The first season of Rectify was brilliant and totally riveting. Here's a bit about a scene from S1E3: Here's the Scene That Made Me Fall in Love With Rectify
posted by homunculus at 1:31 AM on June 20, 2014


homunculus dear, could you tag the post with the name of the show? Helps classification. :)
posted by subbes at 8:01 AM on June 20, 2014


Thanks much. I'm running through S1 on Netflix right now!
posted by subbes at 10:09 AM on June 20, 2014


The season premiere was a bit of a let-down for me, but I really loved the first season so maybe my expectations were too high. Daniel's interactions with the outside world were what made it so fascinating, and this episode obviously didn't have any of that. Hopefully when he wakes up it will get more interesting again.
posted by homunculus at 3:41 PM on June 21, 2014


Just in case anyone missed it, Damien Echols reviewed the first season opener and pronounced it very realistic. I have been intensely interested in the case of The West Memphis Three and only recently found this show and Damien's review. I like this paragraph:

"One other thing McKinnon (the show's writer Ray McKinnon was married to the late Lisa Blount, who corresponded with and supported Damien) manages to capture is the wonder a man experiences once he's returned from the land of the dead. The main character walks through a convenience store, staring at the hot dog rack like it's a minor miracle. And to him, it is. For me, it was Chinatown. I would walk up and down the streets of Chinatown staring at all the flotsam and jetsam being sold on the side walks in awe. They were the most beautiful things I'd ever seen -- colors, shapes, smells -- I couldn't get enough of it. I could stare for hours at the pigeons everyone else seemed to find revolting. Everything was amazing to me. Everything. I would lie on our balcony in the rain, staring at this beautiful beast of a city that I had fallen head over heels in love with. I would look at the skyline of Manhattan and be so overwhelmed with the monstrous beauty that I wanted to sob and kiss the filthy sidewalks. McKinnon manages to catch something of that energy."

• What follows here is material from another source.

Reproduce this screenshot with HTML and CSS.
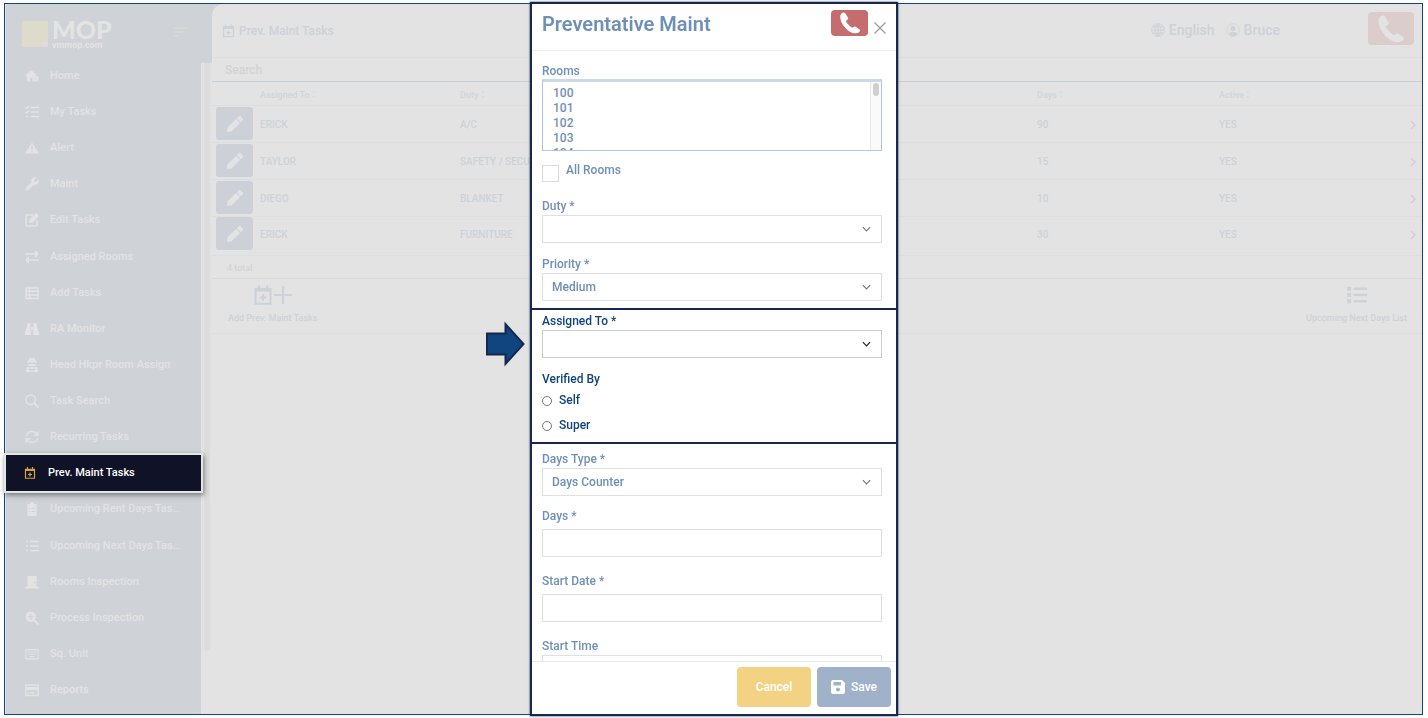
FILE: index.html
```
<!DOCTYPE html>
<html lang="en">
<head>
  <meta charset="UTF-8" />
  <title>Prev. Maint Tasks</title>
  <link rel="stylesheet" href="styles.css">
</head>
<body>

<svg class="sprite" aria-hidden="true">
  <symbol id="phone" viewBox="0 0 66 68"><path fill="currentColor" d="M8 3C12 0 17 1 19 5L27 18C28 21 27 23 24 25L20 28C24 36 32 44 40 49L45 46C47 44 50 44 53 47L63 54C66 58 62 63 56 65C48 67 40 66 34 62C18 52 5 36 3 18C2 12 4 6 8 3Z"/></symbol>
  <symbol id="pencil" viewBox="0 0 512 512"><path fill="currentColor" d="M290.7 93.2l128 128-278 278-114.1 12.6C11.4 513.5-1.6 500.6.1 485.3l12.7-114.2 277.9-277.9zm207.2-19l-60.1-60.1c-18.8-18.8-49.2-18.8-67.9 0l-56.6 56.5 128 128 56.6-56.5c18.7-18.8 18.7-49.2 0-67.9z"/></symbol>
  <symbol id="calendar" viewBox="0 0 24 24"><path fill="none" stroke="currentColor" stroke-width="2.4" d="M3 4.500h18v18H3zM7 0v5M17 0v5M12 11v8M8 15h8"/><path fill="currentColor" d="M3 4h18v4H3z"/></symbol>
  <symbol id="list" viewBox="0 0 24 20"><path fill="currentColor" d="M0 0h5v5H0zM0 7.500h5v5H0zM0 15h5v5H0zM8 1h16v3H8zM8 8.500h16v3H8zM8 16h16v3H8z"/></symbol>
  <symbol id="chevron" viewBox="0 0 10 6"><path fill="none" stroke="currentColor" stroke-width="1.300" d="M1 1l4 4 4-4"/></symbol>
  <symbol id="next" viewBox="0 0 6 10"><path fill="none" stroke="currentColor" stroke-width="1.500" d="M1 1l4 4-4 4"/></symbol>
  <symbol id="sort" viewBox="0 0 6 10"><path fill="none" stroke="currentColor" d="M1 3l2-2 2 2M1 7l2 2 2-2"/></symbol>
</svg>

<div class="app">
  <aside class="sidebar">
    <div class="brand">
      <div class="logo-mark"></div>
      <div class="logo-text"><strong>MOP</strong><span>vmmop.com</span></div>
      <svg class="menu-icon" viewBox="0 0 14 10"><path fill="none" stroke="currentColor" stroke-width="1.400" d="M0 1h14M0 5h9M0 9h5"/></svg>
    </div>
    <div class="side-body">
      <nav class="nav">
        <a href="#"><svg viewBox="0 0 16 14"><path fill="currentColor" d="M7 0L0 6.500h2V13h4V9h2v4h1.500A4 4 0 0 1 12 6.200L14 6z"/><circle cx="12" cy="10" r="3.500" fill="currentColor"/><path fill="none" stroke="#cfd2d7" d="M10.500 10l1 1 2-2"/></svg>Home</a>
        <a href="#"><svg viewBox="0 0 14 14"><path fill="none" stroke="currentColor" stroke-width="1.500" d="M5.500 2.500H14M5.500 7H14M5.500 11.500H14M.5 2.500l1 1 2.500-2.500M.5 7l1 1L4 5.500M1 11.500h2"/></svg>My Tasks</a>
        <a href="#"><svg viewBox="0 0 14 14"><path fill="currentColor" d="M7 1.500L0 12.500h14z"/><path stroke="#cfd2d7" stroke-width="1.500" d="M7 5v4M7 10v1.500"/></svg>Alert</a>
        <a href="#"><svg viewBox="0 0 512 512"><path fill="currentColor" d="M507.700 109.100c-2.200-9-13.500-12.100-20.100-5.500l-74.400 74.400-67.900-11.300L334 98.900l74.400-74.400c6.600-6.600 3.400-17.900-5.700-20.200-47.400-11.700-99.600.9-136.600 37.900-39.600 39.600-50.600 97.100-34.100 147.200L18.700 402.800c-25 25-25 65.500 0 90.500s65.500 25 90.500 0l213.200-213.200c50.100 16.700 107.500 5.700 147.400-34.200 37.100-37.100 49.700-89.300 37.900-136.800zM64 472a24 24 0 1 1 0-48 24 24 0 0 1 0 48z"/></svg>Maint</a>
        <a href="#"><svg viewBox="0 0 14 14"><path fill="none" stroke="currentColor" stroke-width="1.600" d="M8 2H2.500Q1 2 1 3.500v8Q1 13 2.500 13h8Q12 13 12 11.500V7.500"/><path fill="currentColor" d="M11 0l3 3-6.500 6.500L4 10l.5-3.500z"/></svg>Edit Tasks</a>
        <a href="#"><svg viewBox="0 0 14 14"><path fill="none" stroke="currentColor" stroke-width="1.700" d="M0 4h11M3 10h11"/><path fill="currentColor" d="M10 0l4 4-4 4zM4 6l-4 4 4 4z"/></svg>Assigned Rooms</a>
        <a href="#"><svg viewBox="0 0 14 14"><path fill="none" stroke="currentColor" stroke-width="1.400" d="M1 2h12v10.500H1zM1 5.300h12M1 9h12M4.500 2v10.500"/></svg>Add Tasks</a>
        <a href="#"><svg viewBox="0 0 14 14"><path fill="currentColor" d="M2.500 1h3v2.500L6 13H0v-2.500L2 4zM8.500 1h3v3l2.500 6.500V13H8l.5-9.500zM6 5h2v3H6z"/></svg>RA Monitor</a>
        <a href="#"><svg viewBox="0 0 14 14"><path fill="currentColor" d="M4.500 0h5l1 3H12v1.500H2V3h1.500zM3.500 6h7v2h-7zM2 9h10l1 5H1z"/><path stroke="#cfd2d7" d="M5 9l1 5M9 9l-1 5M3 11.500h8"/></svg>Head Hkpr Room Assign</a>
        <a href="#"><svg viewBox="0 0 14 14"><circle cx="5.700" cy="5.700" r="4.700" fill="none" stroke="currentColor" stroke-width="1.500"/><path stroke="currentColor" stroke-width="1.700" d="M9.200 9.200L13.500 13.500"/></svg>Task Search</a>
        <a href="#"><svg viewBox="0 0 14 14"><path fill="none" stroke="currentColor" stroke-width="1.600" d="M1.500 6A5.500 5 0 0 1 12 4.500M12.500 8A5.500 5 0 0 1 2 9.500"/><path fill="currentColor" d="M13.500 1v5h-5zM.5 13V8h5z"/></svg>Recurring Tasks</a>
        <a href="#" class="active"><svg><use href="#calendar"/></svg>Prev. Maint Tasks</a>
        <a href="#"><svg viewBox="0 0 14 14"><path fill="currentColor" d="M2.500 2H5a2 2 0 0 1 4 0h2.500v12h-9z"/><path stroke="#cfd2d7" d="M6.500 6.500H10M6.500 9.500H10M4 6.500h1M4 9.500h1"/></svg>Upcoming Rent Days Tas…</a>
        <a href="#"><svg viewBox="0 0 14 14"><path fill="none" stroke="currentColor" stroke-width="1.500" d="M5 2.500h9M5 7h9M5 11.500h9M1 2.500h2M1 7h2M1 11.500h2"/></svg>Upcoming Next Days Tas…</a>
        <a href="#"><svg viewBox="0 0 14 14"><path fill="currentColor" d="M2.500 1h9v11H14v1.500H0V12h2.500z"/><circle cx="9.500" cy="7.500" r=".8" fill="#cfd2d7"/></svg>Rooms Inspection</a>
        <a href="#"><svg viewBox="0 0 14 14"><circle cx="5.700" cy="5.700" r="5.200" fill="currentColor"/><path stroke="currentColor" stroke-width="2" d="M9 9l4.500 4.500"/><path stroke="#cfd2d7" stroke-width="1.300" d="M3 5.700h5.400M5.700 3v5.400"/></svg>Process Inspection</a>
        <a href="#"><svg viewBox="0 0 16 14"><path fill="none" stroke="currentColor" stroke-width="1.300" d="M1 2h14v10.500H1z"/><path stroke="currentColor" stroke-width="1.500" d="M3 5h2M7 5h2M11 5h2M4 7.300h2M7 7.300h2M10 7.300h2M5 10h6"/></svg>Sq. Unit</a>
        <a href="#"><svg viewBox="0 0 14 14"><path fill="none" stroke="currentColor" stroke-width="1.300" d="M.7 2h12.600v10.500H.7zM2.500 10h2M6 10h3"/><path fill="currentColor" d="M1 4h12v3H1z"/></svg>Reports</a>
      </nav>
      <div class="side-scroll"></div>
    </div>
  </aside>

  <main class="content">
    <header class="topbar">
      <h2><svg><use href="#calendar"/></svg>Prev. Maint Tasks</h2>
      <div class="user">
        <svg viewBox="0 0 14 14"><path fill="none" stroke="currentColor" d="M7 .6a6.400 6.400 0 1 0 0 12.800A6.400 6.400 0 0 0 7 .6zM.6 7h12.800M1.500 3.800h11M1.500 10.200h11M7 .6v12.800M7 .6C3 4 3 10 7 13.400M7 .6c4 3.400 4 9.400 0 12.800"/></svg>
        <span>English</span>
        <svg viewBox="0 0 14 14"><circle cx="7" cy="7" r="6.300" fill="none" stroke="currentColor" stroke-width=".8"/><circle cx="7" cy="5.300" r="2.500" fill="currentColor"/><path fill="currentColor" d="M2.700 11C4 8 10 8 11.300 11 9 13.500 5 13.500 2.700 11z"/></svg>
        <span>Bruce</span>
      </div>
      <button class="call" aria-label="Call"><svg><use href="#phone"/></svg></button>
    </header>
    <input class="search" type="text" placeholder="Search" aria-label="Search">
    <table class="tasks">
      <thead>
        <tr>
          <th class="col-edit"></th>
          <th class="col-assigned">Assigned To <svg><use href="#sort"/></svg></th>
          <th>Duty <svg><use href="#sort"/></svg></th>
          <th class="col-days">Days <svg><use href="#sort"/></svg></th>
          <th class="col-active">Active <svg><use href="#sort"/></svg></th>
          <th class="col-next"></th>
        </tr>
      </thead>
      <tbody>
        <tr><td><button class="edit" aria-label="Edit"><svg><use href="#pencil"/></svg></button></td><td>ERICK</td><td>A/C</td><td>90</td><td>YES</td><td><svg class="next"><use href="#next"/></svg></td></tr>
        <tr><td><button class="edit" aria-label="Edit"><svg><use href="#pencil"/></svg></button></td><td>TAYLOR</td><td>SAFETY / SECURITY</td><td>15</td><td>YES</td><td><svg class="next"><use href="#next"/></svg></td></tr>
        <tr><td><button class="edit" aria-label="Edit"><svg><use href="#pencil"/></svg></button></td><td>DIEGO</td><td>BLANKET</td><td>10</td><td>YES</td><td><svg class="next"><use href="#next"/></svg></td></tr>
        <tr><td><button class="edit" aria-label="Edit"><svg><use href="#pencil"/></svg></button></td><td>ERICK</td><td>FURNITURE</td><td>30</td><td>YES</td><td><svg class="next"><use href="#next"/></svg></td></tr>
      </tbody>
    </table>
    <div class="total">4 total</div>
    <div class="actions">
      <a href="#"><span class="icons"><svg><use href="#calendar"/></svg><svg viewBox="0 0 18 18"><path stroke="currentColor" stroke-width="2" d="M9 1v16M1 9h16"/></svg></span>Add Prev. Maint Tasks</a>
      <a href="#"><span class="icons"><svg><use href="#list"/></svg></span>Upcoming Next Days List</a>
    </div>
  </main>
</div>

<div class="overlay">
  <form class="modal" role="dialog" aria-labelledby="modalTitle">
    <header class="modal-head">
      <h1 id="modalTitle">Preventative Maint</h1>
      <button type="button" class="call" aria-label="Call"><svg><use href="#phone"/></svg></button>
      <button type="button" class="close" aria-label="Close"><svg viewBox="0 0 12 12"><path stroke="currentColor" stroke-width="1.200" d="M.5.5l11 11M11.500.5l-11 11"/></svg></button>
    </header>

    <div class="modal-body">
      <div class="section first">
        <label for="rooms">Rooms</label>
        <div class="listbox">
          <select id="rooms" multiple>
            <option>100</option><option>101</option><option>102</option><option>103</option><option>104</option>
            <option>105</option><option>106</option><option>107</option><option>108</option><option>109</option>
            <option>110</option><option>111</option><option>112</option><option>113</option><option>114</option>
            <option>115</option><option>116</option><option>117</option><option>118</option><option>119</option>
            <option>120</option><option>121</option><option>122</option><option>123</option>
          </select>
          <div class="list-scroll"></div>
        </div>
        <div class="check"><input type="checkbox" id="allRooms"><label for="allRooms">All Rooms</label></div>
        <div class="field">
          <label for="duty">Duty *</label>
          <div class="pick"><select id="duty"><option></option></select><svg><use href="#chevron"/></svg></div>
        </div>
        <div class="field">
          <label for="priority">Priority *</label>
          <div class="pick"><select id="priority"><option>Medium</option></select><svg><use href="#chevron"/></svg></div>
        </div>
      </div>

      <div class="section highlight">
        <svg class="arrow" viewBox="0 0 39 46"><path fill="#10457f" stroke="#16284e" stroke-width="2" d="M1 12.500h18.500V3L37.500 23l-18 20V33.500H1z"/></svg>
        <div class="field">
          <label for="assigned">Assigned To *</label>
          <div class="pick"><select id="assigned"><option></option></select><svg><use href="#chevron"/></svg></div>
        </div>
        <fieldset>
          <legend>Verified By</legend>
          <div class="radio"><input type="radio" name="verified" id="self"><label for="self">Self</label></div>
          <div class="radio"><input type="radio" name="verified" id="super"><label for="super">Super</label></div>
        </fieldset>
      </div>

      <div class="section last">
        <div class="field">
          <label for="daysType">Days Type *</label>
          <div class="pick"><select id="daysType"><option>Days Counter</option></select><svg><use href="#chevron"/></svg></div>
        </div>
        <div class="field wide">
          <label for="days">Days *</label>
          <input type="text" id="days">
        </div>
        <div class="field wide">
          <label for="startDate">Start Date *</label>
          <input type="text" id="startDate">
        </div>
        <div class="field">
          <label for="startTime">Start Time</label>
          <input type="text" id="startTime">
        </div>
      </div>
    </div>

    <footer class="modal-foot">
      <button type="button" class="btn cancel">Cancel</button>
      <button type="submit" class="btn save"><svg viewBox="0 0 14 14"><path fill="currentColor" fill-rule="evenodd" d="M2 0h9l3 3v9a2 2 0 0 1-2 2H2a2 2 0 0 1-2-2V2a2 2 0 0 1 2-2zm.5 2v3.500H10V2zM7 7.500a2 2 0 1 0 0 4 2 2 0 0 0 0-4z"/></svg>Save</button>
    </footer>
  </form>
</div>

</body>
</html>
```
FILE: styles.css
```
* { box-sizing: border-box; }
body { margin: 0; background: #fff; font-family: Roboto, "Liberation Sans", sans-serif; font-weight: 500; font-size: 12px; line-height: 16px; }
button, input, select { font: inherit; color: inherit; }
button { padding: 0; border: none; cursor: pointer; }
a { color: inherit; text-decoration: none; }
h1, h2 { margin: 0; font-weight: 500; }
svg { display: block; flex: none; }
.sprite { position: absolute; width: 0; height: 0; }

/* page */
.app { display: flex; height: calc(100vh - 6px); margin: 3px 5px 3px 4px; border: 1px solid #10467f; background: #e3e3e3; color: #cdd2d9; }
.sidebar { display: flex; flex-direction: column; width: 207px; padding-left: 1px; color: #e3e3e3; }
.brand { display: flex; align-items: flex-start; height: 59px; padding: 14px 24px 0 16px; background: #cfd2d7; }
.logo-mark { width: 26px; height: 26px; margin: 3px 4px 0 0; background: linear-gradient(#dcdcdc, #dcdcdc) right bottom / 6px 6px no-repeat, #dfdbca; }
.logo-text { display: flex; flex-direction: column; flex: 1; font-size: 9px; line-height: 10px; font-weight: 700; }
.logo-text strong { font-family: Lato, sans-serif; font-size: 25px; line-height: 22px; font-weight: 900; }
.menu-icon { width: 14px; height: 10px; margin-top: 9px; color: #dedac4; }
.side-body { display: flex; flex: 1; min-height: 0; }
.nav { display: flex; flex-direction: column; width: 195px; padding-bottom: 6px; background: #cfd2d7; font-size: 11px; }
.nav a { display: flex; flex: 1; align-items: center; gap: 11px; padding-left: 19px; white-space: nowrap; }
.nav a:first-child { flex: none; height: 31px; padding-bottom: 5px; }
.nav svg { width: 14px; height: 14px; }
.nav .active { gap: 12px; padding-left: 18px; background: #101228; color: #fff; outline: 2px solid #e4e4e4; box-shadow: 1px 2px 5px 2px #777; z-index: 1; }
.nav .active svg { width: 12px; color: #d5a43b; }
.side-scroll { width: 6px; height: 588px; margin-left: 3px; border-radius: 0 0 3px 3px; background: #dcdcdc; }

.content { flex: 1; min-width: 0; position: relative; }
.content::before { content: ""; position: absolute; top: 0; left: 0; width: 12px; height: 12px; background: #cfd2d7; z-index: 0; }
.topbar { position: relative; display: flex; align-items: flex-start; height: 54px; padding: 8px 8px 0 10px; border-bottom: 1px solid #dedede; border-radius: 12px 0 0 0; background: #e3e3e3; }
.topbar h2 { display: flex; gap: 4px; align-items: center; flex: 1; padding-top: 10px; font-size: 12px; line-height: 18px; }
.topbar h2 svg { width: 13px; height: 14px; }
.user { display: flex; align-items: center; gap: 4px; margin-right: 88px; padding-top: 9px; font-size: 14px; line-height: 18px; }
.user svg { width: 14px; height: 14px; }
.user span + svg { margin-left: 7px; }
.call { display: flex; align-items: center; justify-content: center; width: 46px; height: 33px; border-radius: 4px; background: #dbcdcc; color: #e3e3e3; }
.call svg { width: 28px; height: 28px; }
.search { display: block; width: 100%; height: 24px; padding: 0 13px; border: none; border-bottom: 1px solid #c9d1d8; background: none; outline: none; }
.search::placeholder { color: #d2d3d5; opacity: 1; }

.tasks { width: 100%; table-layout: fixed; border-collapse: collapse; font-size: 10px; line-height: 12px; }
.tasks th, .tasks td { padding: 0; text-align: left; font-weight: 500; white-space: nowrap; border-bottom: 1px solid #dedede; }
.tasks th { height: 23px; padding-top: 4px; font-size: 9px; color: #d3d4d6; }
.tasks th svg { display: inline-block; width: 4px; height: 7px; }
.tasks td { height: 37px; padding-top: 2px; }
.tasks td:first-child { padding: 0 0 0 4px; }
.tasks tbody tr:last-child td { height: 39px; padding-bottom: 4px; }
.col-edit { width: 48px; }
.col-assigned { width: 200px; }
.col-days { width: 182px; }
.col-active { width: 191px; }
.col-next { width: 12px; }
.edit { display: flex; align-items: center; justify-content: center; width: 37px; height: 33px; border-radius: 3px; background: #cdd1d7; color: #e3e3e3; }
.edit svg { width: 16px; height: 16px; }
.next { width: 6px; height: 10px; }
.total { height: 23px; padding: 5px 15px; border-bottom: 1px solid #dadada; font-size: 9px; line-height: 14px; color: #d3d4d6; }
.actions { display: flex; justify-content: space-between; padding: 6px 15px 8px 16px; border-bottom: 1px solid #dedede; font-size: 9px; line-height: 14px; }
.actions a { display: flex; flex-direction: column; align-items: center; gap: 5px; }
.icons { display: flex; align-items: center; height: 21px; }
.icons svg { width: 20px; height: 20px; }

/* dialog */
.overlay { position: fixed; inset: 2px 0; display: flex; justify-content: center; z-index: 2; }
.modal { display: flex; flex-direction: column; width: 368px; border: 2px solid #17284e; box-shadow: 0 0 2px #17284e; background: #fff; color: #6f90b6; }
.modal-head { display: flex; align-items: flex-start; gap: 6px; height: 47px; padding: 6px 10px 0 10px; border-bottom: 1px solid #eee; }
.modal-head h1 { flex: 1; font-size: 20px; line-height: 28px; font-weight: 600; }
.modal-head .call { width: 37px; height: 26px; background: #c56c6e; color: #fff; }
.modal-head .call svg { width: 22px; height: 22px; }
.close { width: 12px; height: 12px; margin-top: 12px; background: none; color: #999; }
.modal-body { flex: 1; min-height: 0; overflow: visible; clip-path: inset(0 -60px); }
.section { padding: 0 14px 0 10px; }
.section label { display: block; }
.first { padding-top: 12px; padding-bottom: 7px; }
.listbox { position: relative; border: 1px solid #b5c3d8; border-top: 3px solid #ccd8e4; }
.listbox select { display: block; width: 100%; height: 68px; padding: 0; border: none; background: #fff; outline: none; scrollbar-width: none; }
.listbox option { min-height: 0; padding: 0 10px 1px; font-weight: 500; }
.listbox option:first-child { padding-top: 4px; }
.list-scroll { position: absolute; top: 0; right: 0; bottom: 0; width: 11px; padding: 1px 2px; border-left: 1px solid #e8e8e8; background: #fafafa; }
.list-scroll::before { content: ""; display: block; width: 6px; height: 13px; border-radius: 3px; background: #d0d0d0; }
.check { display: flex; gap: 7px; height: 47px; padding-top: 11px; }
.check input { appearance: none; width: 17px; height: 17px; margin: 3px 0 0; border: 1px solid #d9d9d9; }
.field { margin-bottom: 13px; }
.first .field:last-child { margin-bottom: 0; }
.last .field { margin-bottom: 12px; }
.last .wide { margin-bottom: 16px; }
.pick { position: relative; margin-top: 1px; }
.pick select, .field input { display: block; width: 100%; height: 28px; padding: 0 9px; border: 1px solid #dde1e5; border-radius: 0; background: #fff; appearance: none; outline: none; }
.pick svg { position: absolute; right: 11px; top: 11px; width: 9px; height: 6px; color: #777; pointer-events: none; }
.field input { margin-top: 1px; }
.wide input { margin-top: 5px; }
.highlight { position: relative; border: solid #17284e; border-width: 2px 0; padding-top: 3px; padding-bottom: 9px; color: #10437f; }
.highlight select { border-color: #c9ced2; }
.highlight .pick svg { color: #222; }
.arrow { position: absolute; left: -46px; top: 11px; width: 39px; height: 46px; }
fieldset { margin: 0; padding: 0; border: none; }
legend { padding: 0; margin-bottom: 5px; }
.radio { display: flex; align-items: center; gap: 7px; }
.radio + .radio { margin-top: 9px; }
.radio input { appearance: none; width: 10px; height: 10px; margin: 2px 0 0; border: 1px solid #777; border-radius: 50%; }
.last { padding-top: 7px; }
.modal-foot { display: flex; justify-content: flex-end; gap: 6px; padding: 5px 5px 7px; border-top: 1px solid #e8eaec; background: #fff; z-index: 1; }
.btn { display: flex; align-items: center; justify-content: center; gap: 6px; width: 74px; height: 40px; border-radius: 4px; color: #fff; }
.btn svg { width: 14px; height: 14px; }
.cancel { background: #f4d284; }
.save { background: #9fb2ca; }
```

I'm enjoying the coma flashbacks and dream sequences. I certainly wouldn't have wanted to miss his joyous meeting with the shade of his late row friend. The coma is a decent device for moving a lot of pieces around the board and, realistically, he's not going to snap back from that kind of beating in a hurry, if at all. I guess the pace of the show doesn't bother me. I like that they leave out the dull parts and give more time to dreams and deliberation; it seems to fit.
posted by Anitanola at 2:32 PM on July 2, 2014


I've almost given up on this show twice: once in the episode where Kerwin's sent to his execution, and the big thing he wants to tell Daniel isn't that there's a message he has to deliver to his family, but that he knows Daniel is innocent--that, to me, seemed utterly false and reminded me of nothing so much as the Magical Negro trope. And then I almost gave up on it again when Kerwin reappeared in the dream sequence, which struck me as ham-handed, clichéd, and obvious, and again reminded me of the Magical Negro trope.

I feel conflicted about this show. I think it is, for the most part, very good. But I also think its treatment of race is problematic.